United have already tested the water with Bournemouth. As transfer correspondent Graeme Bailey revealed, an enquiry went in and came back with a swift, firm response. Scott is not on the market.
Wheeler reports that Scott is one of the players United could now turn to again, though it remains too early to say whether that interest will become a formal bid. If it does, the numbers will be eye-watering.
Bournemouth initially valued Scott at around £60m earlier in the summer. After the Anderson deal, that figure has jumped. The Cherries now see his price starting at a minimum of £80m.

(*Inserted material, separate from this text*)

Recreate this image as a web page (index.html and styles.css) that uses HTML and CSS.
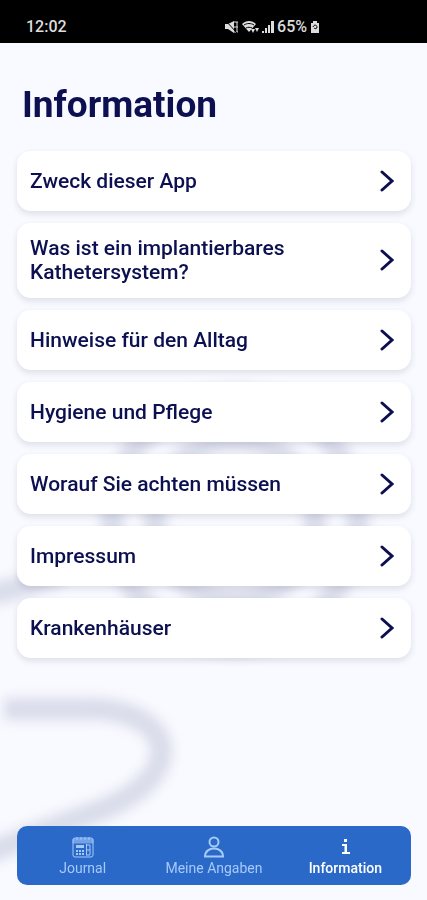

Publicly, Bournemouth will stand by a “not for sale” stance. Privately, they are preparing to protect their asset. The plan is to reward Scott with a new two-year deal, a contract that would likely include a release clause. That clause could be the only realistic route to a future transfer and offers a sliver of encouragement to any club prepared to wait.
For United, that does not solve the short-term problem. They need midfielders now, not in a year or two.
Tyler Adams and the Pivot to Pragmatism
With Scott locked down and Tchouaméni out of reach, United are already eyeing alternative routes into the Bournemouth midfield.
BBC Sport reports that the club could “quickly pivot” to Tyler Adams, Scott’s teammate on the south coast. The American, with Premier League experience and a more modest valuation, represents a very different kind of deal: less glamour, more practicality.
“After missing out on Fernandes, United are assessing the situation,” the report states. Scott remains on the radar, but Arsenal have also been told that the 22-year-old is not for sale and Bournemouth are intent on tying him to a long-term contract.
That has pushed other names into the frame. Alongside Adams, Brighton’s Carlos Baleba has been mentioned as another possible solution. None of them carry the star power of Tchouaméni. All of them might be more achievable.
This is where United find themselves. A superclub by history, operating like a cautious contender in a market that punishes hesitation.
The plan is clear: no more overpaying, no more wild wages, no more short-term fixes. The reality is harsher. While they hold that line, others are seizing the players they once would have signed without blinking.
The window is open, the shortlist is drawn, and the needs in midfield are obvious. The question now is simple: how long can Manchester United stick to their principles before the lack of signings starts to cost them on the pitch?